==== Data
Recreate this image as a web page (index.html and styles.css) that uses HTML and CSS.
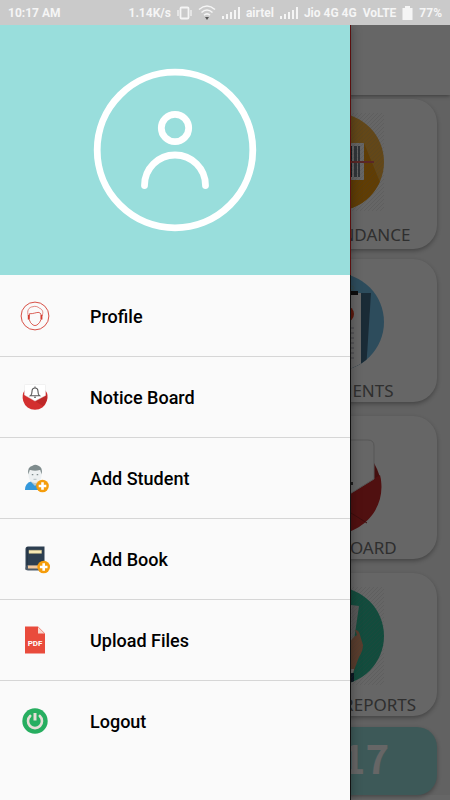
FILE: index.html
```html
<!DOCTYPE html>
<html lang="en">
<head>
<meta charset="utf-8">
<meta name="viewport" content="width=device-width, initial-scale=1">
<title>Menu</title>
<link rel="stylesheet" href="styles.css">
</head>
<body>
<div class="status">
  <span class="clock">10:17 AM</span>
  <span>1.14K/s</span>
  <svg width="15" height="14" viewBox="0 0 15 14" fill="none" stroke="currentColor"><rect x="3.5" y="1.5" width="8" height="11" rx="1" stroke-width="1.8"/><path d="M1 4v6M14 4v6" stroke-width="1.2"/></svg>
  <svg width="18" height="17" viewBox="0 0 18 17" fill="none" stroke="currentColor" stroke-width="1.5"><path d="M1 5.500Q9-1.500 17 5.500M3.500 8.500Q9 3.500 14.500 8.500M6 11.300Q9 8.500 12 11.300"/><path d="M7 13h4l-2 3z" fill="#555" stroke="none"/></svg>
  <svg width="18" height="14" viewBox="0 0 18 14" fill="currentColor"><path d="M0 10h2v3H0zM4 8h2v5H4zM8 6h2v7H8zM12 4h2v9h-2zM16 1h2v12h-2z"/></svg>
  <span>airtel</span>
  <svg width="18" height="14" viewBox="0 0 18 14" fill="currentColor"><path d="M0 10h2v3H0zM4 8h2v5H4zM8 6h2v7H8zM12 4h2v9h-2zM16 1h2v12h-2z"/></svg>
  <span>Jio 4G 4G</span>
  <span>VoLTE</span>
  <svg width="11" height="14" viewBox="0 0 11 14" fill="currentColor"><path d="M3 0h5v2h2.500v12H.5V2H3z"/></svg>
  <span>77%</span>
</div>

<div class="screen">
  <main class="home">
    <header class="toolbar"></header>
    <div class="cards">
      <section class="card card-first">
        <svg width="98" height="98" viewBox="0 0 98 98">
          <defs>
            <pattern id="hatch" width="4" height="4" patternUnits="userSpaceOnUse"><path d="M0 4L4 0" stroke="#999" stroke-width=".5" opacity=".35"/></pattern>
            <clipPath id="disc"><circle cx="49" cy="49" r="49"/></clipPath>
          </defs>
          <g clip-path="url(#disc)"><path fill="#f7b23c" d="M0 0h98v98H0z"/><path fill="#ef9a0b" d="M0 68h64l14-38 18 44v24H0z"/></g>
          <path fill="#fff" d="M20 30h58v37H20z"/>
          <path fill="#34495e" d="M24 33h3v31h-3zM30 33h5v31h-5zM38 33h3v31h-3zM44 33h6v31h-6zM53 33h3v31h-3zM60 33h6v31h-6z"/><path fill="#78838c" d="M68 33h3v31h-3zM72 33h2v31h-2z"/>
          <path fill="#e4605c" d="M10 48h78v2H10z"/>
          <path fill="url(#hatch)" d="M0 0h98v98H0z"/>
        </svg>
        <h2>TAKE ATTENDANCE</h2>
      </section>
      <section class="card">
        <svg width="98" height="98" viewBox="0 0 98 98">
          <g clip-path="url(#disc)">
            <path fill="#72bde6" d="M0 0h98v98H0z"/><path fill="#426c88" d="M20 20h65l-5 78H20z"/><path fill="#fff" d="M20 20h55v75H20z"/>
            <path stroke="#aab" d="M25 55h43M25 60h43M25 65h43M25 70h43M25 75h43M25 80h43M25 85h43"/>
          </g>
          <path fill="#222" d="M61 18h11v4H61z"/><circle cx="66" cy="15" r="2" fill="none" stroke="#8bb"/><circle cx="60" cy="41" r="8" fill="#e83f20"/>
        </svg>
        <h2>ASSIGNMENTS</h2>
      </section>
      <section class="card">
        <svg width="98" height="98" viewBox="0 0 98 98">
          <path fill="#a92323" d="M87 31Q96 47 95 58L60 80z"/><path fill="#c82828" d="M3 43l46 30 45-28C102 78 76 104 49 104S-2 80 3 43z"/><path d="M49 73l32 20" stroke="#962020" fill="none"/>
          <path fill="#fff" stroke="#d5d5d5" d="M9 14q0-4 5-4h68q6 0 6 6v33L49 73 9 49z"/><path fill="#555" d="M64 52h3v3h-3z"/>
        </svg>
        <h2>NOTICE BOARD</h2>
      </section>
      <section class="card">
        <svg width="98" height="98" viewBox="0 0 98 98">
          <g clip-path="url(#disc)">
            <path fill="#2fbd98" d="M0 0h98v98H0z"/><path fill="#ddd" d="M50 16l23 3-8 55H48z"/><path fill="#f3f3f3" d="M25 18h41v56H25z"/>
            <path fill="#de9871" d="M62 84l1-26q2-7 8-10l-2-5q4 0 5 5l3 10q0 6-4 12l-6 16z"/><path fill="#fff" d="M57 82h11l-1 5H57z"/><path fill="#213d57" d="M55 86h13v12H55z"/>
          </g>
          <path fill="url(#hatch)" d="M0 0h98v98H0z"/>
        </svg>
        <h2>STUDENTS REPORTS</h2>
      </section>
    </div>
    <div class="time">10:17</div>
  </main>
  <div class="scrim"></div>

  <nav class="drawer" aria-label="Main menu">
    <div class="account">
      <svg width="164" height="164" viewBox="0 0 164 164" fill="none" stroke="#fff" stroke-width="6.800"><circle cx="82" cy="82" r="77.800"/><circle cx="82" cy="60" r="13.700"/><path d="M51.500 117.500a30.500 30.500 0 0 1 61 0" stroke-linecap="round"/></svg>
    </div>
    <ul class="menu">
      <li><a href="#profile">
        <svg width="30" height="30" viewBox="0 0 30 30" fill="none" stroke="#d23b30"><circle cx="15" cy="15" r="13.900" stroke-width=".9"/><path d="M8.500 15C6.500 10 8.500 6 13 5.700c2-.8 4.800-.2 6.500 1.500 3.500 1.300 4 4.500 2.500 7.800" stroke-width=".6"/><path d="M9.500 12.700c4 .3 6.500-1.500 9.500-1.300l2 1.600v5.500q-1 3.500-4 5.500-2 1.200-4 0-3-2-3.800-5.500z" stroke-width=".8"/><path d="M8.600 14v4.500M21.600 14v4.500" stroke-width="1.600"/></svg>
        Profile</a></li>
      <li><a href="#notices">
        <svg width="30" height="30" viewBox="0 0 30 30"><path fill="#d32f2f" d="M4.500 8.500L25.500 8.500Q29 13 26.800 19A12.300 12.300 0 0 1 3.200 19Q1.500 13 4.500 8.500z"/><path fill="#bd2828" d="M15 19l11.500-6.500q2 6-3.500 11.500z"/><path fill="#fff" stroke="#e5e5e5" stroke-width=".5" d="M4.500 3.500q0-1 1-1h19q1 0 1 1v10L15 19 4.500 13z"/><path fill="none" stroke="#555" stroke-width="1.100" d="M10.500 13.700q1.500-1 1.500-4.200 0-3.500 3-3.500t3 3.500q0 3.200 1.500 4.200zM15 4.500V6M14 15.200h2"/></svg>
        Notice Board</a></li>
      <li><a href="#add-student">
        <svg width="30" height="30" viewBox="0 0 30 30"><path fill="#3498db" d="M5 27q0-7 6-8.500h8q6 1.500 6 8.500z"/><path fill="#bdc9cc" d="M11.500 15h7v4.500L15 23l-3.500-3.500z"/><path fill="#ecf0f1" d="M8.500 8h13v4q0 7-6.500 8-6.500-1-6.500-8z"/><path fill="#7f8c8d" d="M8.300 11.500Q7 4 12.500 2.800 15 1 18 2.500q5 1.500 3.700 9l-1.500-4.500q-5 1.500-10.400 0z"/><path fill="#7f8c8d" d="M11.800 11h1.500v1.200h-1.500zM16.700 11h1.500v1.200h-1.500z"/><path stroke="#b4bfc2" d="M13.500 16.300h3"/><circle cx="22.500" cy="23" r="6.300" fill="#f59d0c"/><path stroke="#fff" stroke-width="2.600" d="M22.500 19.200v7.600M18.700 23h7.600"/></svg>
        Add Student</a></li>
      <li><a href="#add-book">
        <svg width="30" height="30" viewBox="0 0 30 30"><path fill="#2c3e50" d="M5.500 5q0-2.500 2.500-2.500h16.500V24H8l-2.500 2z"/><path fill="#4c5a68" d="M7 21h17v5.500H8Q5.500 26.500 5.500 24z"/><path fill="#f0c79b" d="M8 21.500h16v3H8z"/><path fill="#243443" d="M7.800 3v18H7V3z"/><path fill="#f8eab6" stroke="#d9c68e" stroke-width=".5" d="M9 6.300h12.500v3H9z"/><circle cx="23.700" cy="23" r="6.300" fill="#f59d0c"/><path stroke="#fff" stroke-width="2.600" d="M23.700 19.200v7.600M19.900 23h7.600"/></svg>
        Add Book</a></li>
      <li><a href="#upload">
        <svg width="30" height="30" viewBox="0 0 30 30"><path fill="#e94b3c" d="M5 1.500h13l7 7V28.500H5z"/><path fill="#f9d5ce" d="M18 2v6.500h6.500z"/><text class="pdf" x="15" y="21" text-anchor="middle">PDF</text></svg>
        Upload Files</a></li>
      <li><a href="#logout">
        <svg width="30" height="30" viewBox="0 0 30 30" fill="none" stroke="#e5ded6" stroke-width="2.600"><circle cx="15" cy="15" r="12.700" fill="#27ae60" stroke="none"/><path d="M10.200 10a7 7 0 1 0 9.600 0" stroke-linecap="round"/><path d="M15 7v7.500" stroke-width="3"/></svg>
        Logout</a></li>
    </ul>
  </nav>
</div>
</body>
</html>
```
FILE: styles.css
```css
* { box-sizing: border-box; }

body {
  margin: 0;
  min-height: 100vh;
  display: flex;
  flex-direction: column;
  font-family: Roboto, "Liberation Sans", sans-serif;
}

.status {
  display: flex;
  align-items: center;
  gap: 6px;
  height: 25px;
  padding: 0 8px;
  background: #cacaca;
  color: #f5f5f5;
  font-size: 12px;
  font-weight: 700;
  white-space: nowrap;
}
.status svg { flex: none; }
.clock { margin-right: auto; }

.screen {
  position: relative;
  flex: 1;
  overflow: hidden;
}

.home {
  min-height: 100%;
  background: #f4f4f4;
}
.toolbar {
  height: 70px;
  background: #fff;
  box-shadow: 0 1px 4px rgba(0, 0, 0, .4);
}
.cards {
  display: flex;
  flex-direction: column;
  gap: 14px;
  margin-left: 50%;
  padding: 4px 13px 11px 8px;
}
.card {
  display: flex;
  flex-direction: column;
  align-items: center;
  gap: 8px;
  height: 143px;
  padding-top: 14px;
  border-radius: 24px;
  background: #fff;
  box-shadow: 0 2px 4px rgba(0, 0, 0, .3);
}
.card-first {
  gap: 12px;
  height: 150px;
  margin-bottom: -4px;
}
.card svg {
  flex: none;
  overflow: visible;
}
.card h2 {
  margin: 0;
  color: #757575;
  font: 400 17px/24px "Noto Sans", sans-serif;
  white-space: nowrap;
}
.time {
  margin: 0 13px;
  padding: 0 48px 8px 0;
  border-radius: 20px;
  background: #99dedc;
  box-shadow: 0 2px 4px rgba(0, 0, 0, .3);
  color: #fff;
  font: 700 40px/60px "Noto Sans CJK SC", sans-serif;
  text-align: right;
}

.scrim {
  position: absolute;
  inset: 0;
  background: rgba(0, 0, 0, .6);
}

.drawer {
  position: absolute;
  top: 0;
  bottom: 0;
  left: 0;
  width: calc(100% - 99px);
  border-right: 1px solid #111;
  background: #fafafa;
  box-shadow: 0 0 10px rgba(0, 0, 0, .35);
}
.account {
  display: flex;
  align-items: center;
  justify-content: center;
  height: 250px;
  margin-right: -1px;
  border-right: 1px solid #5a1010;
  background: #99dedc;
}
.menu {
  margin: 0;
  padding: 1px 0 0;
  list-style: none;
}
.menu li + li { border-top: 1px solid #d6d6d6; }
.menu a {
  display: flex;
  align-items: center;
  gap: 40px;
  height: 80px;
  padding-left: 20px;
  color: #000;
  font-size: 18px;
  font-weight: 500;
  text-decoration: none;
}
.pdf {
  fill: #fff;
  font: 700 8px Roboto, sans-serif;
}
```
========
## Instructions for the task
Go through the lines above. Select every one that has the string "index".

## Exercise response
Recreate this image as a web page (index.html and styles.css) that uses HTML and CSS.
FILE: index.html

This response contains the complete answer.